Composé en 1917, créé à Varsovie le 7 avril 1924 – et non pas le 10 mars, comme on le lit dans le programme, le Premier Quatuor donne l’occasion aux quatre instrumentistes de montrer dès le Lento assai-Allegro modertato initial à quel point ils maîtrisent la dynamique et sont en quête de sonorités raffinées, condition nécessaire pour rendre justice à l’univers du compositeur polonais, toujours soucieux de faire « sonner » ses œuvres. Ils n’oublient pas pour autant le lyrisme fiévreux non moins caractéristique de Szymanowski, notamment dans l’Andante semplice, dont le Lento assai exprime peut-être une nostalgie de cet impressionnisme capiteux dont il va bientôt prendre congé. Ce lyrisme, pourtant, semble parfois un peu trop intériorisé, de même que le Vivace final – le quatrième mouvement prévu n’a jamais vu le jour – reste trop sage, voire trop timide, pas assez « alla burlesca », alors que la polytonalité, par les dissonances qu’elle engendre, accentue l’ironie corrosive que Szymanowski met parfois dans sa musique.


Le Second Quatuor, de dix ans postérieur – et non pas de douze – au Premier, composé à Varsovie – et non pas hors de la Pologne, présente les mêmes qualités et les mêmes défauts. Le début du Moderato baigne dans un pianissimo extatique, avant de se hérisser de multiples contrastes, que les interprètes n’exacerbent pas trop, pour les intégrer à l’ensemble : quoi qu’ils jouent, le souci de la maîtrise de la forme constitue pour eux une priorité. Mais ils devraient, comme dans le finale du Premier Quatuor, sortir davantage de leur réserve lorsqu’ils jouent le Vivace scherzando, une des pages les plus mordantes, les plus rageuses presque, de Szymanowski ; cela dit, la justesse des accents, la précision de l’articulation attestent d’un travail très méticuleux sur la partition. La double fugue, servie par leur souci scrupuleux de la conduite des voix, n’appelle guère de réserves, avec, dans le Moderato, une belle progression vers le climax - le sujet initial ne peut venir du début de l’Etude en forme de vocalise, qui n’est pas « strictement contemporaine » mais légèrement postérieure.

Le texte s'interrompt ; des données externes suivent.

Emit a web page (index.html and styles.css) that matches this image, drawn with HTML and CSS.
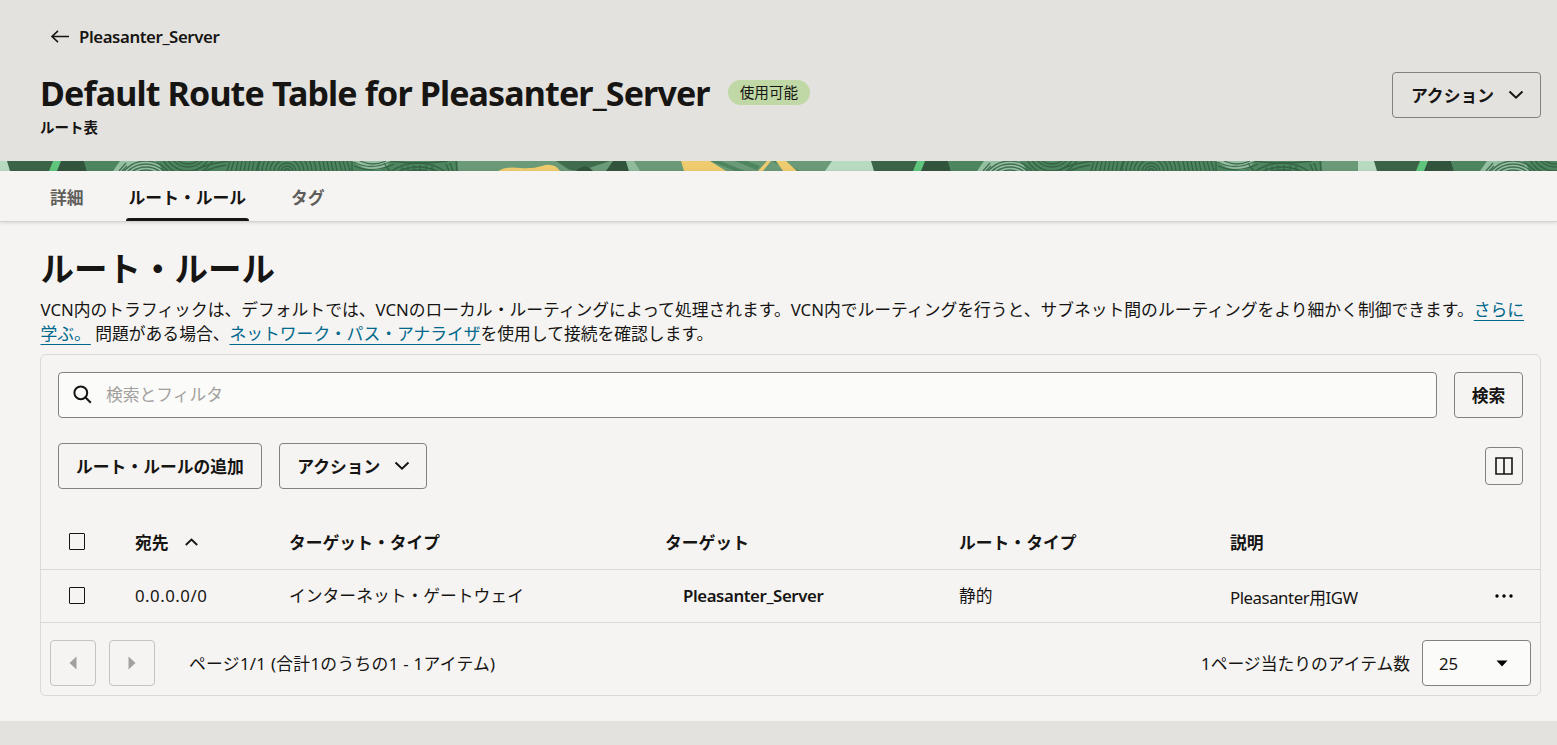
FILE: index.html
```html
<!DOCTYPE html>
<html lang="ja">
	<head>
		<meta charset="utf-8">
		<title>Default Route Table for Pleasanter_Server</title>
		<meta name="viewport" content="width=device-width">
		<link rel="stylesheet" href="styles.css">
	</head>
	<body>
		<header>
			<a href="#" class="back">
				<svg width="20" height="14" viewBox="0 0 20 14"><path d="M8 0.8 L2 6.5 L8 12.2 M2 6.5 H19" /></svg>
				<span>Pleasanter_Server</span>
			</a>
			<div class="title-row">
				<div>
					<div class="title">
						<h1>Default Route Table for Pleasanter_Server</h1>
						<span class="badge">使用可能</span>
					</div>
					<p class="subtitle">ルート表</p>
				</div>
				<button class="btn menu">アクション
					<svg width="16" height="10" viewBox="0 0 16 10"><path d="M1.5 1.5 L8 7.7 L14.5 1.5" /></svg>
				</button>
			</div>
		</header>

		<svg class="banner" width="1557" height="10" viewBox="0 0 1557 10">
			<defs>
				<clipPath id="rings"><rect x="117" width="341" height="10" /></clipPath>
				<g id="strip">
					<path fill="#b7dac1" d="M-32 0 H8 L13 10 H-39 Z" />
					<path fill="#3b6347" d="M7 0 H58 L52 10 H10 Z" />
					<path fill="#32543c" d="M60 0 H84 L87 10 H56 Z" />
					<path fill="#5fc57c" d="M53 0 H61 L57 10 H49 Z" />
					<path fill="#4d855e" d="M84 0 H458 V10 H87 Z" />
					<path fill="#94c0a1" d="M120 0 H155 Q161 4 162 10 H113 Z" />
					<path fill="#94c0a1" d="M352 0 H391 Q384 10 373 9 Q360 7 352 0 Z" />
					<g clip-path="url(#rings)" fill="none" stroke="#2f5c40" stroke-width="1.3" opacity="0.8">
						<circle cx="146" cy="29" r="20" /><circle cx="146" cy="29" r="23" />
						<circle cx="146" cy="29" r="26" /><circle cx="146" cy="29" r="29" />
						<path d="M119 10 L126 2 M122 10 L127 5" />
						<circle cx="188" cy="-14" r="17" /><circle cx="188" cy="-14" r="20" />
						<circle cx="188" cy="-14" r="24" />
						<circle cx="188" cy="-14" r="28" />
						<path d="M195 10 Q204 4 217 2 L228 0 M205 10 Q214 6 226 4" />
						<path d="M230 0 L227 10 M234 0 L231 10 M238 0 L236 10 M242 0 L240 10 M246 0 L244 10 M250 0 L248 10 M254 0 L252 10 M259 0 L256 10" />
						<circle cx="287" cy="11" r="3" /><circle cx="287" cy="11" r="6" />
						<circle cx="287" cy="11" r="9" /><circle cx="287" cy="11" r="13" />
						<circle cx="287" cy="11" r="17" /><circle cx="287" cy="11" r="21" />
						<circle cx="287" cy="11" r="25" /><circle cx="287" cy="11" r="29" />
						<path d="M319 0 L321 10 M323 0 L325 10 M327 0 L329 10 M331 0 L333 10 M335 0 L337 10 M339 0 L342 10 M343 0 L346 10 M347 0 L350 10 M352 0 V10" />
						<path d="M354 1 Q370 10 390 1 M360 0 Q373 6 386 0 M354 5 Q372 13 394 3" />
						<circle cx="418" cy="48" r="39" /><circle cx="418" cy="48" r="42" />
						<circle cx="418" cy="48" r="46" />
						<path d="M390 0 Q418 4 448 0 M384 2 Q386 6 390 10 M450 2 L453 10 M456 0 L457 10 M446 3 L449 10" />
						<path d="M402 6 V10 M408 5 V10 M414 4 V10 M420 4 V10 M426 4 V10 M432 5 V10" />
					</g>
				</g>
			</defs>
			<rect width="1557" height="10" fill="#6a9a78" />
			<use href="#strip" />
			<path fill="#eecb6e" d="M498 10 Q506 5 520 7 Q533 8 542 5 Q554 1 560 10 Z" />
			<path fill="#3f6c4d" d="M556 0 H610 L592 6 Q578 12 568 8 Z" />
			<path fill="#32543c" d="M576 10 Q585 1 593 10 Z M613 0 H626 L629 10 H606 Z" />
			<path fill="#8fba9b" d="M626 0 H634 L640 10 H629 Z" />
			<path fill="#4d855e" d="M720 0 L745 10 H735 L710 0 Z M735 0 L757 9 L760 5 L747 0 Z M772 0 L790 10 H800 L782 0 Z" />
			<path fill="#eecb6e" d="M681 0 H710 L726 10 H684 Z M767 0 H771 L763 10 H758 Z M776 0 H786 L797 10 H783 Z" />
			<use href="#strip" x="864" />
			<rect x="1358" width="30" height="10" fill="#b7dac1" />
			<svg x="1358" width="199" height="10" viewBox="1358 0 199 10"><use href="#strip" x="1367" /></svg>
		</svg>

		<nav>
			<ul>
				<li><a href="#">詳細</a></li>
				<li><a href="#" class="active">ルート・ルール</a></li>
				<li><a href="#">タグ</a></li>
			</ul>
		</nav>

		<main>
			<h2>ルート・ルール</h2>
			<p class="note">VCN内のトラフィックは、デフォルトでは、VCNのローカル・ルーティングによって処理されます。VCN内でルーティングを行うと、サブネット間のルーティングをより細かく制御できます。<a href="#">さらに<br>学ぶ。</a> 問題がある場合、<a href="#">ネットワーク・パス・アナライザ</a>を使用して接続を確認します。</p>

			<section>
				<div class="search">
					<label>
						<svg width="20" height="20" viewBox="0 0 20 20"><circle cx="7.8" cy="7.8" r="6.4" /><path d="M12.5 12.5 L17.8 17.8" /></svg>
						<input type="text" placeholder="検索とフィルタ">
					</label>
					<button class="btn">検索</button>
				</div>
				<div class="tools">
					<button class="btn">ルート・ルールの追加</button>
					<button class="btn menu">アクション
						<svg width="16" height="10" viewBox="0 0 16 10"><path d="M1.5 1.5 L8 7.7 L14.5 1.5" /></svg>
					</button>
					<button class="btn columns">
						<svg width="18" height="18" viewBox="0 0 18 18"><path d="M1 1 H17 V17 H1 Z M9 1 V17" /></svg>
					</button>
				</div>
				<table>
					<thead>
						<tr>
							<th class="c-check"><span class="check"></span></th>
							<th class="c-dest">宛先 <svg width="13" height="8" viewBox="0 0 13 8"><path d="M0.8 7 L6.5 1.5 L12.2 7" /></svg></th>
							<th class="c-type">ターゲット・タイプ</th>
							<th class="c-target">ターゲット</th>
							<th class="c-route">ルート・タイプ</th>
							<th class="c-desc">説明</th>
							<th></th>
						</tr>
					</thead>
					<tbody>
						<tr>
							<td class="c-check"><span class="check"></span></td>
							<td class="num">0.0.0.0/0</td>
							<td>インターネット・ゲートウェイ</td>
							<td class="target">Pleasanter_Server</td>
							<td>静的</td>
							<td class="desc">Pleasanter用IGW</td>
							<td class="more"><svg width="18" height="4" viewBox="0 0 18 4"><circle cx="2" cy="2" r="1.7" /><circle cx="9" cy="2" r="1.7" /><circle cx="16" cy="2" r="1.7" /></svg></td>
						</tr>
					</tbody>
				</table>
				<div class="pager">
					<button class="page"><svg width="8" height="14" viewBox="0 0 8 14"><path d="M7.5 0.5 V13.5 L0.5 7 Z" /></svg></button>
					<button class="page"><svg width="8" height="14" viewBox="0 0 8 14"><path d="M0.5 0.5 V13.5 L7.5 7 Z" /></svg></button>
					<span class="count">ページ1/1 (合計1のうちの1 - 1アイテム)</span>
					<span class="per">1ページ当たりのアイテム数</span>
					<div class="select"><span>25</span><svg width="12" height="7" viewBox="0 0 12 7"><path d="M0.5 0.5 H11.5 L6 6.5 Z" /></svg></div>
				</div>
			</section>
		</main>
	</body>
</html>
```
FILE: styles.css
```css
* {
	margin: 0px;
	padding: 0px;
	box-sizing: border-box;
}

body {
	height: 745px;
	overflow: hidden;
	background-color: #e4e2de;
	color: #161513;
	font-family: "Noto Sans", "Noto Sans CJK JP", sans-serif;
	font-size: 16.8px;
	line-height: 24px;
}

svg {
	display: block;
	flex: none;
}

header {
	height: 161px;
	padding: 25px 16px 0 40px;
}

.back {
	display: flex;
	align-items: center;
	gap: 9px;
	padding-left: 10px;
	color: #161513;
	font-weight: 600;
	font-size: 16.8px;
	letter-spacing: -0.4px;
	text-decoration: none;
}

.back svg, .menu svg, th svg, .columns svg, .search svg {
	fill: none;
	stroke: #161513;
	stroke-width: 1.6;
}

.title-row {
	display: flex;
	justify-content: space-between;
	align-items: flex-start;
	margin-top: 23px;
}

.title {
	display: flex;
	align-items: center;
	height: 40px;
	gap: 18px;
}

h1 {
	padding-top: 2px;
	font-size: 34px;
	font-weight: 700;
	letter-spacing: -0.87px;
	line-height: 40px;
	white-space: nowrap;
}

.badge {
	height: 25px;
	padding: 0 12px;
	border-radius: 13px;
	background-color: #c0d8a6;
	font-size: 14.6px;
	line-height: 25px;
}

.subtitle {
	margin-top: 3px;
	font-size: 14.5px;
	font-weight: 600;
}

.btn {
	display: flex;
	align-items: center;
	height: 46px;
	padding: 0 17px;
	border: 1px solid #83817e;
	border-radius: 4px;
	background: none;
	color: #161513;
	font-family: inherit;
	font-size: 16.8px;
	font-weight: 700;
	white-space: nowrap;
}

.menu {
	gap: 14px;
	padding-right: 16px;
	padding-left: 17.5px;
}

.menu svg {
	stroke-width: 2;
}

nav {
	position: relative;
	height: 51px;
	padding: 0 47px;
	border-bottom: 1px solid #d4d2cf;
	background-color: #f5f4f2;
	box-shadow: 0 1px 4px rgba(0, 0, 0, 0.12);
}

nav ul {
	display: flex;
	gap: 39px;
	list-style: none;
}

nav a {
	display: block;
	height: 50px;
	padding: 0 3px;
	color: #5f5d5a;
	font-weight: 600;
	line-height: 53px;
	text-decoration: none;
}

nav .active {
	position: relative;
	color: #161513;
}

/*選択中のタブの下線*/
nav .active::after {
	content: "";
	position: absolute;
	right: 0;
	bottom: 0;
	left: 0;
	height: 3px;
	border-radius: 3px 3px 0 0;
	background-color: #161513;
}

main {
	height: 499px;
	padding: 26px 16px 0 40px;
	background-color: #f5f4f2;
}

h2 {
	padding-left: 0.5px;
	font-size: 33.5px;
	line-height: 40px;
}

.note {
	margin-top: 10px;
	padding-left: 0.5px;
	white-space: nowrap;
}

.note a {
	color: #00688c;
	text-decoration: underline 1px;
	text-decoration-skip-ink: none;
	text-underline-offset: 4px;
}

section {
	height: 342px;
	margin-top: 8px;
	border: 1px solid #dbd9d6;
	border-radius: 6px;
}

.search {
	display: flex;
	gap: 17px;
	padding: 17px 17px 0;
}

.search label {
	display: flex;
	align-items: center;
	flex: 1;
	height: 46px;
	gap: 13px;
	padding: 0 14px;
	border: 1px solid #83817e;
	border-radius: 4px;
	background-color: #fbfbf9;
}

.search svg {
	stroke-width: 2;
}

.search .btn {
	justify-content: center;
	width: 69px;
	padding: 0;
}

input {
	flex: 1;
	padding-bottom: 2px;
	border: none;
	outline: none;
	background: none;
	font-family: inherit;
	font-size: 16.8px;
}

input::placeholder {
	color: #a3a19e;
}

.tools {
	display: flex;
	align-items: center;
	gap: 17px;
	padding: 25px 17px 0;
}

.columns {
	justify-content: center;
	width: 38px;
	height: 38px;
	margin-left: auto;
	padding: 0;
}

table {
	width: 100%;
	margin-top: 26px;
	border-collapse: collapse;
	table-layout: fixed;
}

th, td {
	height: 53px;
	border-bottom: 1px solid #dbd9d6;
	text-align: left;
	white-space: nowrap;
}

th {
	height: 54px;
	padding-top: 2px;
}

th svg {
	display: inline-block;
	margin: 0 0 3px 12px;
	stroke-width: 1.8;
}

.c-check {
	width: 94px;
	padding: 0 0 0 28px;
}

.c-dest {
	width: 154px;
}

.c-type {
	width: 376px;
}

.c-target {
	width: 294px;
}

.c-route {
	width: 271px;
}

.c-desc {
	width: 265px;
}

.check {
	display: block;
	width: 16px;
	height: 17px;
	border: 1.5px solid #161513;
	border-radius: 1px;
}

.num {
	letter-spacing: 0.5px;
}

.target {
	padding-left: 18px;
	font-weight: 600;
	letter-spacing: -0.4px;
}

.desc {
	padding-top: 4px;
	letter-spacing: -0.45px;
}

.pager {
	display: flex;
	align-items: center;
	padding: 17px 9px 0;
}

.page {
	display: flex;
	align-items: center;
	justify-content: center;
	width: 46px;
	height: 46px;
	margin-right: 13px;
	border: 1px solid #c5c3c0;
	border-radius: 4px;
	background: none;
	fill: #a3a19e;
}

.count {
	margin-left: 21px;
	padding-top: 3px;
	letter-spacing: 0.3px;
}

.per {
	margin-left: auto;
	padding-top: 3px;
}

.select {
	display: flex;
	align-items: center;
	justify-content: space-between;
	width: 109px;
	height: 46px;
	margin-left: 12px;
	padding: 2px 22px 0 16px;
	border: 1px solid #83817e;
	border-radius: 4px;
	background-color: #fbfbf9;
}
```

Terminer par le Quatorzième Quatuor de Beethoven est audacieux de la part d’un jeune quatuor. Chez les Gémeaux, une sorte de réserve tempère toujours la fougue de la jeunesse : elle devient humilité devant un monument de l’histoire de la musique occidentale, qui parfois s’affadit ici plus qu’il ne s’épure. L’interprétation est soigneusement construite, avec un sens des enchaînements et de la forme, tout semblant converger vers l’Allegro final – on avait aussi cette impression dans le Second Quatuor de Szymanowski. C’est là que les tensions apparaissent enfin dans toute leur force, alors qu’on les cherchait en vain dans les autres mouvements, à commencer par la fugue initiale. Même si les variations de l’Andante ont un certain charme haydnien, si le Presto passe comme l’éclair, les Gémeaux ploient un peu sous le poids du monument. Il y en avait bien d’autres à visiter d’abord, notamment chez Beethoven. Quant à celui-ci, espérons que les auditeurs ne se sont pas perdus : cinq mouvements sur sept sont indiqués sur le programme, l’Andante, ma non troppo e molto cantabile des variations et l’Allegro final étant passés à la trappe.


Retour, pour le bis, à la source première : un Contrepoint de L’Art de la fugue de Bach.